Wednesday, April 18, 2018

Year end? Already?

The "year" wraps up


Ok, so I know it's been a while since I've updated this blog. What can I say - parenting and schooling took up a LOT of my time. 

First, went through a bit of the "Blahs" when getting back into the flow after the holidays was difficult. 

Really though, when you pick a curriculum like CC and you tutor a group in the community, you have to stay on the ball at home too. So, each week I wrote the info on our board at home. I wrote it on paper to take to our community day. I sang the songs with my girl. I did some math games and we read basic readers. 
*Note* We don't do math, reading, and memory work all in the same day, every day. At her age, that's way too much. We pick one thing we are set in doing, then if she chooses to do more that's fine and it not, we stop. 

One thing I found works well for us - Math worksheets are awesome for introducing new concepts and practicing for the first week or two. After that, she gets burned out on them. So, we find new ways to incorporate math. Real life examples, so she can see how it's practiced in daily life. 

Ex: we were baking cookies last week and I had her add up how many cups of ingredients were in the batter. Then, she guessed how many cookies that might make. She was pretty close too.

I'm proud of her, she's begun to see math in everything. Peeling an orange, she split it and said "Four plus four equals eight. Mommy, there are eight sections in an orange."

Reading began to get a bit daunting too. She didn't like to read an entire story on her own - it took too long. I had to remind myself, she is young.  Let's figure out another way to do this, a way where she still gets practice but it isn't "hard work".  The last thing I want is for her to get burned out on reading and other learning before she turns 6.

We take turns reading. I let her pick the story (we have a whole shelf of books at her level and just enough above to help her grow) and I start us off.  Every other paragraph we switch. It works well, and her comprehension is better because she's paying more attention. 

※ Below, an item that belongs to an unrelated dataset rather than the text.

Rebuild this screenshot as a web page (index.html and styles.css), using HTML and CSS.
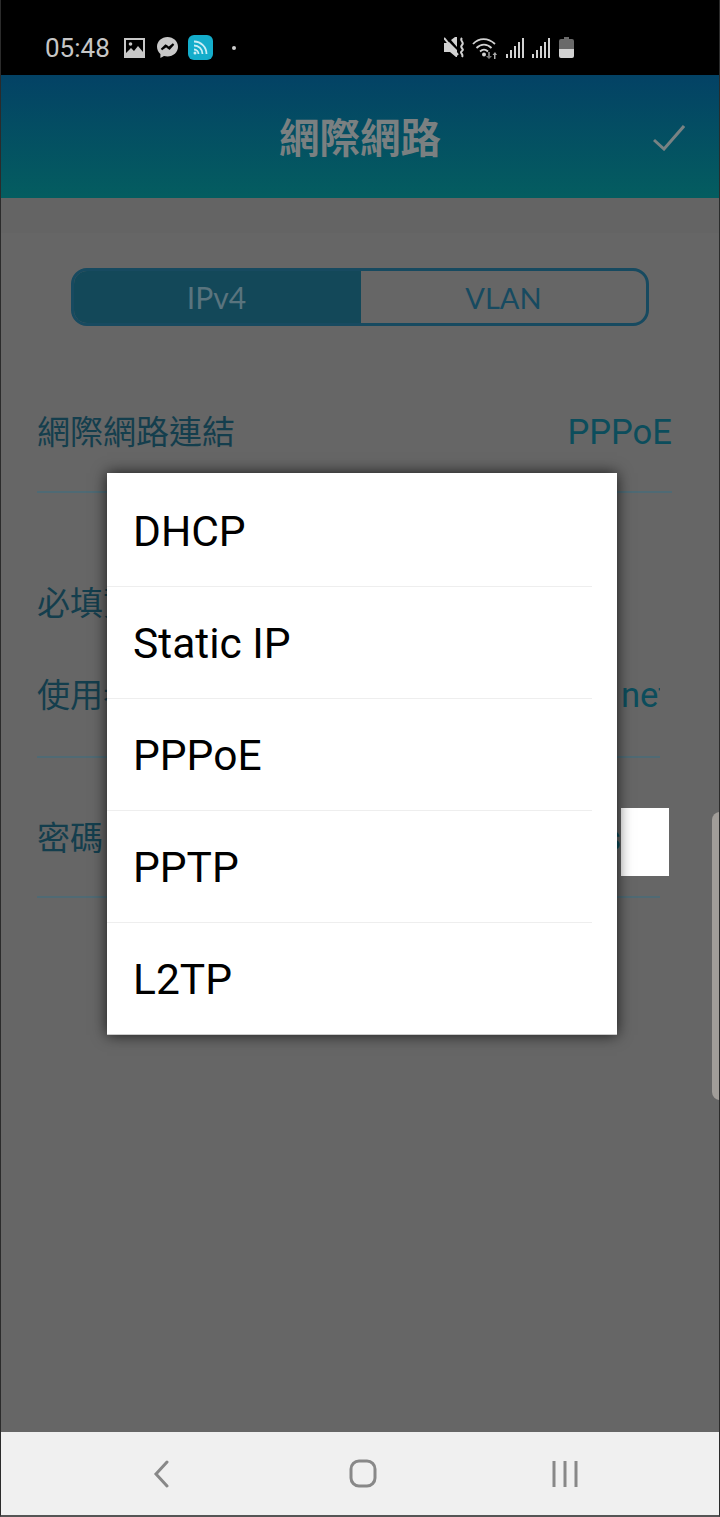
FILE: index.html
```html
<!DOCTYPE html>
<html lang="zh-Hant">
<head>
    <meta charset="UTF-8">
    <meta name="viewport" content="width=device-width, initial-scale=1.0">
    <title>網際網路</title>
    <link rel="stylesheet" href="styles.css">
</head>
<body>
    <div class="status-bar">
        <span class="clock">05:48</span>
        <svg class="ic-picture" width="21" height="20" viewBox="0 0 21 20">
            <path fill="#c8c8c8" fill-rule="evenodd" d="M0 0h21v20H0zM2 2v13l5-5 3 3 4-5 5 6V2z"/>
            <circle cx="6.500" cy="6" r="1.800" fill="#c8c8c8"/>
        </svg>
        <svg class="ic-messenger" width="21" height="21" viewBox="0 0 21 21">
            <path fill="#c8c8c8" d="M10.500 0C4.700 0 0 4.300 0 9.800c0 2.900 1.300 5.400 3.400 7.100V21l3.600-2c1.100.3 2.300.5 3.500.5 5.800 0 10.500-4.300 10.500-9.700S16.300 0 10.500 0z"/>
            <path fill="none" stroke="#000" stroke-width="2" d="M4.500 12.500l4-4 3 2.500 5-4-4 4.500-3-2.500z"/>
        </svg>
        <svg class="ic-app" width="25" height="25" viewBox="0 0 25 25">
            <rect width="25" height="25" rx="6" fill="#14adcb"/>
            <g fill="none" stroke="#c9eef5" stroke-width="1.800">
                <path d="M6 6.500c7 0 12.500 5.500 12.500 12.500"/>
                <path d="M6 10.500c4.700 0 8.500 3.800 8.500 8.500"/>
                <path d="M6 14.500c2.500 0 4.500 2 4.500 4.500"/>
            </g>
            <circle cx="7" cy="18" r="1.500" fill="#c9eef5"/>
        </svg>
        <span class="dot"></span>
        <div class="status-right">
            <svg width="21" height="21" viewBox="0 0 21 21">
                <path fill="#d2d2d2" d="M0 6h4l1-1 8 8v7l-1 0-6-5H0zM7 3l4-3h2v10z"/>
                <path fill="none" stroke="#d2d2d2" stroke-width="2" d="M0 1l14 17M18 1c-3 3 3 4 0 7s3 4 0 6 2 3 0 6"/>
            </svg>
            <svg class="ic-wifi" width="25" height="22" viewBox="0 0 25 22">
                <g fill="none" stroke="#d2d2d2" stroke-width="1.800">
                    <path d="M1 7c6-6.500 15-6.500 22 0"/>
                    <path d="M4.500 11c4.500-4.500 10.500-4.500 15 0"/>
                    <path d="M8 14.500c2.500-2.300 5.500-2.300 8 0"/>
                </g>
                <circle cx="12" cy="17.500" r="2" fill="#d2d2d2"/>
                <path fill="#777" d="M16 15h2v4h2l-3 3-3-3h2z"/>
                <path fill="#aaa" d="M22 22v-4h-1.500l2.500-3 2 3h-1.500v4z"/>
            </svg>
            <svg class="ic-signal" width="18" height="20" viewBox="0 0 18 20">
                <path fill="#d2d2d2" d="M0 16h2v4H0zM4 12h2v8H4zM8 8h2v12H8z"/>
                <path fill="#d2d2d2" d="M12 4h2v16h-2zM16 0h2v20h-2z"/>
            </svg>
            <svg class="ic-signal" width="18" height="20" viewBox="0 0 18 20">
                <path fill="#d2d2d2" d="M0 16h2v4H0zM4 12h2v8H4zM8 8h2v12H8z"/>
                <path fill="#d2d2d2" d="M12 4h2v16h-2zM16 0h2v20h-2z"/>
            </svg>
            <svg class="ic-battery" width="15" height="21" viewBox="0 0 15 21">
                <path fill="#6a6a6a" d="M5 0h5v2h3a2 2 0 0 1 2 2v8H0V4a2 2 0 0 1 2-2h3z"/>
                <path fill="#d2d2d2" d="M0 12h15v7a2 2 0 0 1-2 2H2a2 2 0 0 1-2-2z"/>
            </svg>
        </div>
    </div>

    <div class="app-header">
        <h1>網際網路</h1>
        <svg class="ic-check" width="32" height="26" viewBox="0 0 32 26">
            <path fill="none" stroke="#788283" stroke-width="3" d="M1 15l10 9L31 1"/>
        </svg>
    </div>

    <div class="content">
        <div class="band"></div>
        <div class="tabs">
            <div class="tab tab-on">IPv4</div>
            <div class="tab">VLAN</div>
        </div>

        <div class="row row-conn">
            <span class="label">網際網路連結</span>
            <span class="value">PPPoE</span>
        </div>

        <div class="section-title">必填資訊</div>

        <div class="row row-short row-user">
            <span class="label">使用者名稱</span>
            <span class="value value-clip">net</span>
        </div>

        <div class="row row-short row-pass">
            <span class="label">密碼</span>
            <span class="value value-pass">pass</span>
            <span class="pass-box"></span>
        </div>

        <div class="scroll-thumb"></div>

        <div class="dialog">
            <div class="dialog-item">DHCP</div>
            <div class="dialog-item">Static IP</div>
            <div class="dialog-item">PPPoE</div>
            <div class="dialog-item">PPTP</div>
            <div class="dialog-item">L2TP</div>
        </div>
    </div>

    <div class="nav-bar">
        <svg width="18" height="28" viewBox="0 0 18 28">
            <path fill="none" stroke="#888" stroke-width="3" stroke-linecap="round" d="M14 2L3 14l11 12"/>
        </svg>
        <svg width="28" height="29" viewBox="0 0 28 29">
            <rect x="2" y="2" width="24" height="25" rx="8" fill="none" stroke="#888" stroke-width="3"/>
        </svg>
        <svg width="28" height="28" viewBox="0 0 28 28">
            <path fill="none" stroke="#888" stroke-width="3" d="M3 1v26M14 1v26M25 1v26"/>
        </svg>
    </div>
</body>
</html>
```

FILE: styles.css
```css
html, body { margin: 0; padding: 0; }
body { width: 720px; height: 1517px; box-sizing: border-box; overflow: hidden; display: flex; flex-direction: column; background: #666; font-family: Roboto, "Noto Sans CJK TC", sans-serif; border-left: 1px solid #2b2b2b; border-right: 1px solid #2b2b2b; border-bottom: 2px solid #555; }

.status-bar { height: 75px; flex: none; background: #000; margin: 0 -1px; display: flex; align-items: center; padding-left: 45px; padding-top: 20px; box-sizing: border-box; }
.clock { color: #c6c6c6; font-size: 26px; width: 79px; }
.ic-messenger { margin-left: 12px; }
.ic-app { margin-left: 10px; }
.dot { width: 4px; height: 4px; border-radius: 50%; background: #ccc; margin-left: 19px; }
.status-right { display: flex; align-items: center; margin-left: 208px; }
.ic-wifi { margin-left: 7px; }
.ic-signal { margin-left: 9px; }
.ic-signal + .ic-signal { margin-left: 8px; }
.ic-battery { margin-left: 9px; }

.app-header { height: 123px; flex: none; display: flex; align-items: center; justify-content: center; position: relative; background: linear-gradient(#034265, #045d60); box-sizing: border-box; padding-bottom: 3px; }
.app-header h1 { margin: 0; font-size: 40.500px; font-weight: 700; color: #7a8081; font-family: "Noto Sans CJK TC", sans-serif; }
.ic-check { position: absolute; right: 34px; top: 50px; }

.content { flex: 1; position: relative; overflow: hidden; }
.band { height: 35px; background: #646464; }

.tabs { display: flex; height: 58px; box-sizing: border-box; margin: 35px 70px 0; border: 3px solid #174a60; border-radius: 16px; overflow: hidden; font-family: Lato, sans-serif; }
.tab { flex: 1; display: flex; align-items: center; justify-content: center; font-size: 29px; color: #174a60; }
.tab-on { background: #134859; color: #5a747e; font-size: 30px; padding-right: 2px; flex: none; width: 287px; box-sizing: border-box; }

.row { display: flex; align-items: center; justify-content: space-between; margin-left: 36px; margin-right: 47px; border-bottom: 2px solid #4f6a74; box-sizing: border-box; }
.row-conn { margin-top: 46px; margin-right: 47px; height: 121px; }
.label { font-size: 33px; color: #143e4d; font-family: "Noto Sans CJK TC", sans-serif; white-space: nowrap; margin-bottom: 4px; }
.value { font-size: 34.600px; color: #0c4d5c; }
.section-title { margin: 80px 0 0 36px; height: 60px; line-height: 56px; font-size: 33px; color: #143e4d; font-family: "Noto Sans CJK TC", sans-serif; }
.row-short { margin-right: 59px; }
.row-user { height: 125px; }
.row-pass { margin-top: 22px; height: 118px; }
.value-clip { width: 39px; overflow: hidden; white-space: nowrap; }
.value-pass { margin-left: auto; }
.pass-box { width: 48px; height: 68px; background: #fff; margin-right: -9px; margin-top: 8px; flex: none; }

.scroll-thumb { position: absolute; right: -1px; top: 614px; width: 8px; height: 288px; background: #a19d99; border-radius: 8px 0 0 8px; }

.dialog { position: absolute; left: 106px; top: 275px; width: 510px; box-sizing: border-box; padding-top: 2px; background: #fff; box-shadow: 0 0 14px rgba(0,0,0,.75); border-bottom: 1px solid #ccc; }
.dialog-item { height: 112px; box-sizing: border-box; padding-left: 26px; padding-top: 1px; display: flex; align-items: center; font-size: 42.500px; color: #000; position: relative; }
.dialog-item:last-child { height: 111px; }
.dialog-item::after { content: ""; position: absolute; left: 0; right: 25px; bottom: 0; height: 1px; background: #eee; }
.dialog-item:last-child::after { display: none; }

.nav-bar { height: 83px; flex: none; background: #f0f0f0; display: flex; align-items: center; padding-left: 152px; box-sizing: border-box; }
.nav-bar svg:nth-child(2) { margin-left: 178px; }
.nav-bar svg:nth-child(3) { margin-left: 174px; }
```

So, back to the start of this entry when I said that the year wraps up now. 
Our curriculum is a 24 week program. We are on week 24, had our last community day today, and have the final celebration on Friday.  
In a way, we are "done". It's crazy, both my girl and I are happy and sad. 
First, we made it through with shining colors - especially her. She has bloomed socially and her memory for the facts is amazing. 
We are going to miss meeting weekly with everyone, though to be perfectly honest we will not miss the early mornings. 😆
We love our sleep in this family. 😴 

My plans - probably take next week easy by wrapping up my Bible Verses (I've been introducing one per letter weekly with her other memory work, and we have one left) and doing math/reading. 

Then take a week "off". Maybe two, since my mom is planning a visit around Mothers Day and, let's be honest, "school" isn't likely to happen. My girl is great, but a bit shy when it comes to sharing her knowledge. 

We will school year round though.  I don't want to drop everything during the summer months. I feel like that is unrealistic- learning happens all the time! We are to always gain knowledge, grow in understanding, then develop wisdom.  If we stop learning, we aren't progressing as God intended. 

That being said, I'm not going to dig out CC stuff during the summer (except maybe the songs that get constantly stuck in my head - those will probably come out at random times.)
No, but I will still teach math and reading weekly, and review the Bible verses. I also want to use the summer to teach the other stuff I seem to never be able to fit in - like the calendar, seasons, etc. I've introduced this stuff, but haven't had a chance to go farther. 

This is all stuff that can be done either by normal daily experiences or in 20 minutes at the table. 

That's my plan. 

Check back in a few months to see how well I am able to follow through with it. 😄🙄


God bless!

Wednesday, January 31, 2018

Fuzz balls and strings: Homeschooling during the holidays and sicknesses



Does anyone else have a child who freaks out over fuzz balls and strings? I mean, really freaks out. It's like my littlest thinks they are attacking her. She's worse that I am about spiders (and if you know me, that's BAD).
Let's not mention what happens with food that turns stringy... 

It reminds me of how I react sometimes, especially when I look back on my day/week/month and think "Epic Fail."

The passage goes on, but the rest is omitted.